At the University of Illinois, in the meantime, researchers have developed a test that measures the reaction time of athletes who’ve sustained a concussion. Another project there has given rise to a type of helmet that cools the brain after a traumatic impact. Both are examples of research that could become part of the centralized database and, eventually, find its way to the sidelines of Big Ten competitions, Ms. Sahley says.
“All of this information is being shared,” she says. “You don’t have to wait till it’s published.”
For the time being, the project’s leaders say they hope the sharing of data from a range of disciplines will prompt a rigorous cross-pollination of ideas.
“It gives us a much more dynamic process,” says Dennis L. Molfese, a professor of psychology at the University of Nebraska at Lincoln and director of its Brain Imaging Center, who is leading the effort. “We’ll be drawing on a larger collection of laboratories, a larger collection of coaches, athletic trainers, scientists, team physicians, all working together on a common problem.”
Long-Term Ambitions
Eventually, faculty members hope, the technological framework now in the works will allow researchers across the 13 institutions to collect and analyze longitudinal data on brain injuries from athletes in the Big Ten. Tracking that kind of injury among athletes in all sports—not just in football, which to date has received the greatest amount of attention for its head injuries—at such a high level of competition would contribute to a more sophisticated understanding about the causes and effects of concussions, faculty say.

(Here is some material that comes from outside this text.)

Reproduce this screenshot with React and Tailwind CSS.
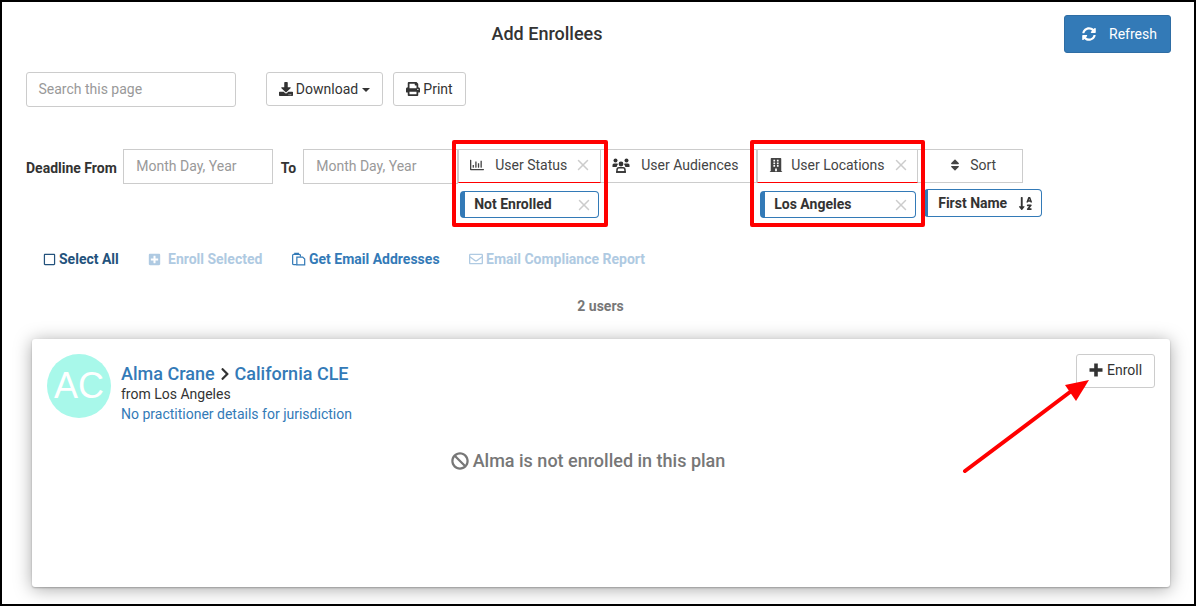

But that component of the project is still a long way off.
“We have a pretty good sample size of athletes who compete at the highest level,” says Kerry Kenny, assistant director of compliance at the Big Ten, who serves as the league’s liaison with the faculty members. But as for long-term studies of their afflictions, he says, “It’s still too early to see what it would look like. It would take a good level of buy-in from the student-athletes, coaches, and administrators if we were to go down that route.”
Kevin M. Guskiewicz, a leading researcher in sport-related concussions who has been studying the injury for decades, says the Big Ten’s “multifaceted” approach for this project could be helpful in advancing knowledge about the effects of serious concussions on current and former college athletes. And its ambitious intention of tracking injuries over time would be useful, too, says Mr. Guskiewicz, who chairs the department of exercise and sport science at the University of North Carolina at Chapel Hill, and directs the university’s Matthew Gfeller Sport-Related Traumatic Brain Injury Research Center.
But he cautions that only a small percentage of concussions are severe or complex enough to require treatment from the additional medical disciplines the consortium is appealing to. Of the 27 athletes who sustained concussions at North Carolina last year, for instance, only one required specialized care: a field-hockey player who had prolonged vision and balance problems and worked for several months with an ophthalmologist for visual therapy.
Wrapping in related fields is fine for research purposes, he says. But if taken too far, it can complicate the current debate over who qualifies as a medical adviser—usually a physician or an athletic trainer—legally entrusted with making the critical decision of when a concussed athlete is cleared to play. “We need some gatekeepers,” Mr. Guskiewicz says. “Every concussion is not going to require a physical therapist, an ophthalmologist, or even a neuropsychologist.”
Maybe not. But when it comes to concussion research, says Ms. Sahley, of Purdue, having one or two brains tackling the problem is fine. Thirteen universities’ worth, she says, is even better.